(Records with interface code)
↓↓↓

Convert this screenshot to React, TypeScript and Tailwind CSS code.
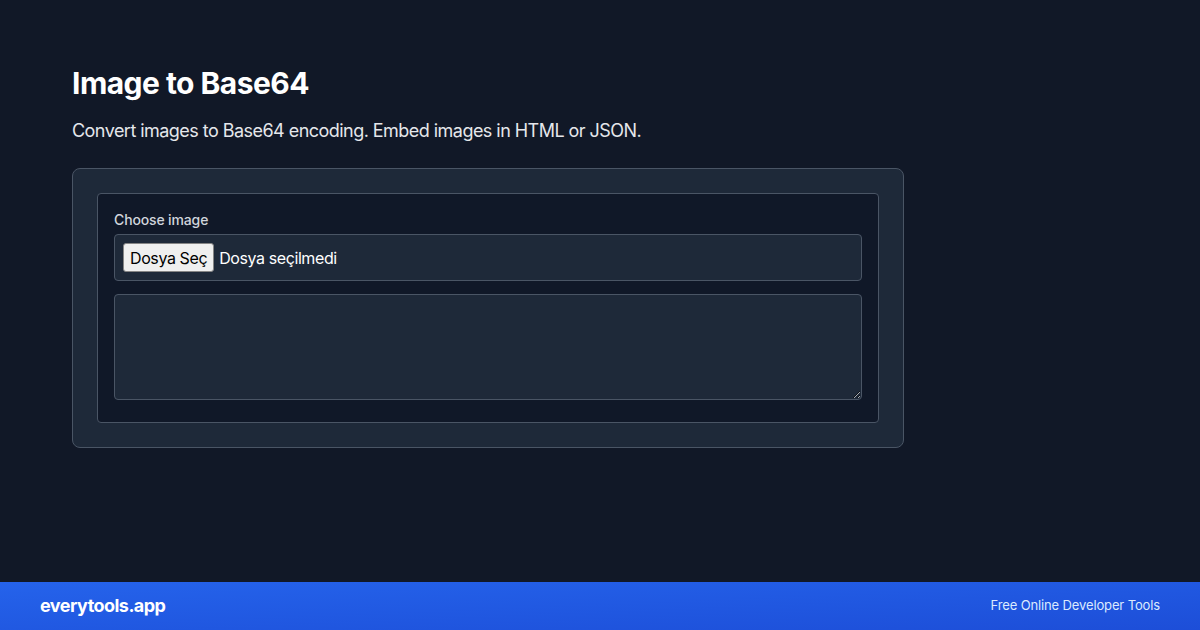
export default function App() {
  return (
    <div className="w-[1200px] h-[630px] flex flex-col bg-[#111827] text-white" style={{ fontFamily: 'Inter, "Noto Sans", sans-serif' }}>
      <main className="flex-1 px-[72px] pt-[65px]">
        <h1 className="text-3xl font-bold text-white leading-9 tracking-[-0.018em]">Image to Base64</h1>
        <p className="mt-4 text-lg leading-7 text-gray-200 tracking-[-0.03em]">Convert images to Base64 encoding. Embed images in HTML or JSON.</p>
        <div className="mt-[23px] w-[832px] rounded-lg border border-gray-600 bg-gray-800 p-6">
          <div className="rounded border border-gray-600 bg-gray-900 p-4">
            <label className="block text-sm font-medium leading-5 text-gray-300 mb-1 tracking-[-0.01em]">Choose image</label>
            <div className="flex items-center h-[47px] rounded border border-gray-600 bg-gray-800 px-2">
              <span className="inline-flex items-center h-[29px] px-[6px] rounded-[3px] border border-[#858585] bg-[#efefef] text-black text-base tracking-[-0.025em]">Dosya Seç</span>
              <span className="ml-[5px] text-base text-white tracking-[-0.025em]">Dosya seçilmedi</span>
            </div>
            <textarea className="mt-[13px] block w-full h-[106px] rounded border border-gray-600 bg-gray-800 p-2 text-sm text-white outline-none" />
            <div className="h-[6px]" />
          </div>
        </div>
      </main>
      <footer className="h-12 flex items-center justify-between px-10 bg-gradient-to-br from-[#2563eb] to-[#1d4ed8]">
        <span className="text-lg font-bold text-white tracking-[-0.03em]">everytools.app</span>
        <span className="text-[13px] text-blue-100 tracking-[-0.01em]">Free Online Developer Tools</span>
      </footer>
    </div>
  );
}
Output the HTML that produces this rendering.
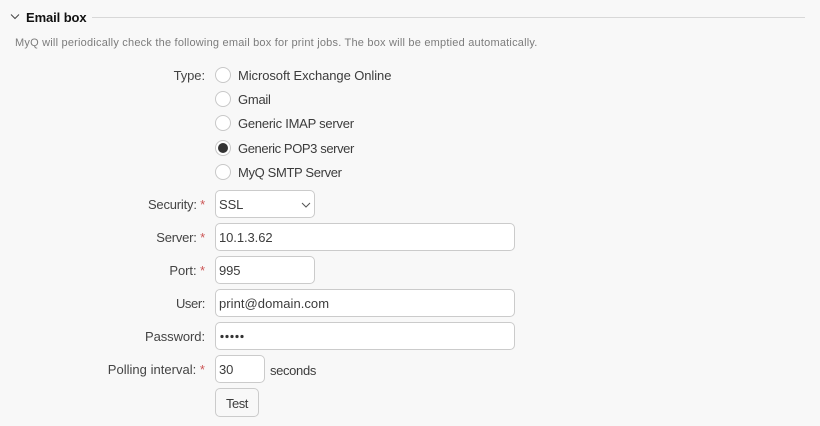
<!DOCTYPE html>
<html>
<head>
<meta charset="utf-8">
<style>
html,body{margin:0;padding:0;width:820px;height:426px;overflow:hidden;background:#f8f8f8;font-family:"Liberation Sans",sans-serif;font-size:13px;color:#3c3c3c;letter-spacing:-.08px;}
.t{position:absolute;white-space:nowrap;line-height:16px;}
.l{position:absolute;right:615px;white-space:nowrap;line-height:16px;text-align:right;color:#444;}
.l i{font-style:normal;color:#c55;}
.r{position:absolute;left:215px;width:14px;height:14px;border:1px solid #c8c8c8;border-radius:50%;background:#fff;}
.b{position:absolute;left:215px;height:26px;border:1px solid #cbcbcb;border-radius:5px;background:#fff;box-sizing:content-box;}
.v{position:absolute;left:219px;white-space:nowrap;line-height:16px;color:#3c3c3c;}
</style>
</head>
<body>
<svg style="position:absolute;left:10px;top:13px" width="10" height="8" viewBox="0 0 10 8"><path d="M1 1.5L5 5.5L9 1.5" fill="none" stroke="#444" stroke-width="1"/></svg>
<div class="t" style="left:26px;top:10px;font-weight:bold;color:#111;letter-spacing:-.1px">Email box</div>
<div style="position:absolute;left:92px;top:17px;width:713px;height:1px;background:#d8d8d8"></div>
<div class="t" style="left:15px;top:35px;font-size:11px;color:#7c7c7c;letter-spacing:.21px">MyQ will periodically check the following email box for print jobs. The box will be emptied automatically.</div>

<div class="l" style="top:68px">Type:</div>
<div class="r" style="top:67px"></div><div class="t" style="left:238px;top:68px">Microsoft Exchange Online</div>
<div class="r" style="top:91px"></div><div class="t" style="left:238px;top:92px;letter-spacing:-.25px">Gmail</div>
<div class="r" style="top:115px"></div><div class="t" style="left:238px;top:116px;letter-spacing:-.24px">Generic IMAP server</div>
<div class="r" style="top:140px"></div><div style="position:absolute;left:218px;top:143px;width:10px;height:10px;border-radius:50%;background:#333"></div><div class="t" style="left:238px;top:141px;letter-spacing:-.4px">Generic POP3 server</div>
<div class="r" style="top:164px"></div><div class="t" style="left:238px;top:165px;letter-spacing:-.35px">MyQ SMTP Server</div>

<div class="l" style="top:197px;letter-spacing:-.2px">Security: <i>*</i></div>
<div class="b" style="top:190px;width:98px"></div><div class="v" style="top:197px">SSL</div>
<svg style="position:absolute;left:301px;top:202px" width="10" height="6" viewBox="0 0 10 6"><path d="M1 1L5 5L9 1" fill="none" stroke="#555" stroke-width="1"/></svg>

<div class="l" style="top:230px;letter-spacing:-.2px">Server: <i>*</i></div>
<div class="b" style="top:223px;width:298px"></div><div class="v" style="top:230px">10.1.3.62</div>

<div class="l" style="top:263px">Port: <i>*</i></div>
<div class="b" style="top:256px;width:98px"></div><div class="v" style="top:263px">995</div>

<div class="l" style="top:296px;letter-spacing:-.4px">User:</div>
<div class="b" style="top:289px;width:298px"></div><div class="v" style="top:296px;letter-spacing:.05px">print@domain.com</div>

<div class="l" style="top:329px">Password:</div>
<div class="b" style="top:322px;width:298px"></div>
<svg style="position:absolute;left:220px;top:334px" width="26" height="5"><g fill="#333"><circle cx="2" cy="2.5" r="1.6"/><circle cx="7" cy="2.5" r="1.6"/><circle cx="12" cy="2.5" r="1.6"/><circle cx="17" cy="2.5" r="1.6"/><circle cx="22" cy="2.5" r="1.6"/></g></svg>

<div class="l" style="top:362px;letter-spacing:.02px">Polling interval: <i>*</i></div>
<div class="b" style="top:355px;width:48px"></div><div class="v" style="top:362px">30</div>
<div class="t" style="left:270px;top:363px;letter-spacing:-.35px">seconds</div>

<div class="b" style="top:388px;width:42px;height:27px;background:#f8f8f8"></div>
<div class="t" style="left:226px;top:396px;letter-spacing:-.5px">Test</div>
</body>
</html>
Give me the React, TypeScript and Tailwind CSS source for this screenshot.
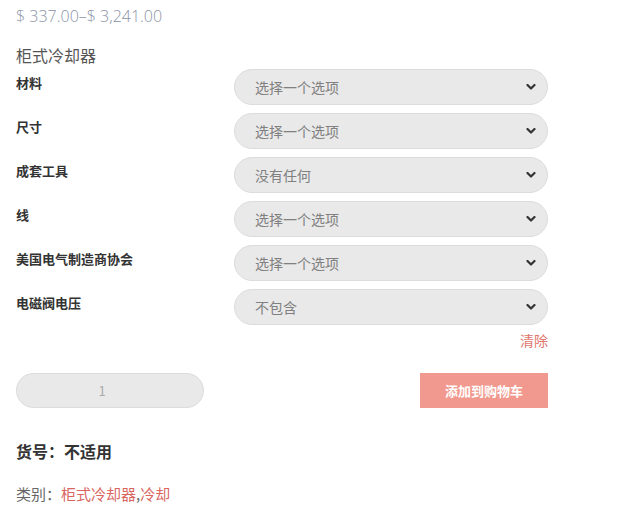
import React from 'react';

const cjk = "font-['Noto_Sans_CJK_SC','Noto_Sans',sans-serif]";

const rows = [
  { label: '材料', value: '选择一个选项' },
  { label: '尺寸', value: '选择一个选项' },
  { label: '成套工具', value: '没有任何' },
  { label: '线', value: '选择一个选项' },
  { label: '美国电气制造商协会', value: '选择一个选项' },
  { label: '电磁阀电压', value: '不包含' },
];

const Chevron = () => (
  <svg width="10" height="7" viewBox="0 0 10 7" className="pointer-events-none absolute right-[12px] top-1/2 -translate-y-1/2">
    <path d="M1.5 1.5 L5 5 L8.5 1.5" fill="none" stroke="#333" strokeWidth="2.2" strokeLinecap="round" strokeLinejoin="round" />
  </svg>
);

const App = () => {
  return (
    <div className={`w-[633px] h-[517px] bg-white px-4 ${cjk}`}>
      <p className="pt-[5px] text-[16px] leading-[22px] font-light text-[#8a93a6] font-['Open_Sans',sans-serif]">
        $ 337.00–$ 3,241.00
      </p>
      <p className="mt-[17px] text-[16px] leading-[22px] text-[#555]">柜式冷却器</p>

      <div className="mt-[3px] flex flex-col gap-2 w-[532px]">
        {rows.map((r) => (
          <div key={r.label} className="flex">
            <div className="w-[218px] pt-[5px] text-[13px] leading-[18px] font-bold text-[#333]">{r.label}</div>
            <div className="relative w-[314px]">
              <select
                defaultValue={r.value}
                className={`appearance-none w-full h-[36px] rounded-full border border-[#dcdcdc] bg-[#e9e9e9] pl-[20px] text-[14px] text-[#808080] outline-none ${cjk}`}
              >
                <option>{r.value}</option>
              </select>
              <Chevron />
            </div>
          </div>
        ))}
      </div>

      <div className="w-[532px] flex justify-end mt-[6px]">
        <span className="text-[14px] leading-[18px] text-[#e0736b]">清除</span>
      </div>

      <div className="w-[532px] flex justify-between items-center mt-[24px]">
        <input
          defaultValue="1"
          className={`w-[188px] h-[35px] rounded-full border border-[#dcdcdc] bg-[#e9e9e9] pr-[16px] text-center text-[13px] text-[#aaa] outline-none ${cjk}`}
        />
        <button className="w-[128px] h-[35px] bg-[#f1998e] text-white text-[13px] font-bold">添加到购物车</button>
      </div>

      <p className="mt-[32px] text-[16px] leading-[22px] font-bold text-[#333]">货号：不适用</p>
      <p className="mt-[22px] text-[15px] leading-[20px] text-[#666]">
        类别：<span className="text-[#d9655f]">柜式冷却器</span>,<span className="text-[#d9655f]">冷却</span>
      </p>
    </div>
  );
};

export default App;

↑↑↑

*What you have to do:*
Find the lines containing "this" and pull them out.

*Problem solution:*
Convert this screenshot to React, TypeScript and Tailwind CSS code.
Output the HTML that produces this rendering.
Give me the React, TypeScript and Tailwind CSS source for this screenshot.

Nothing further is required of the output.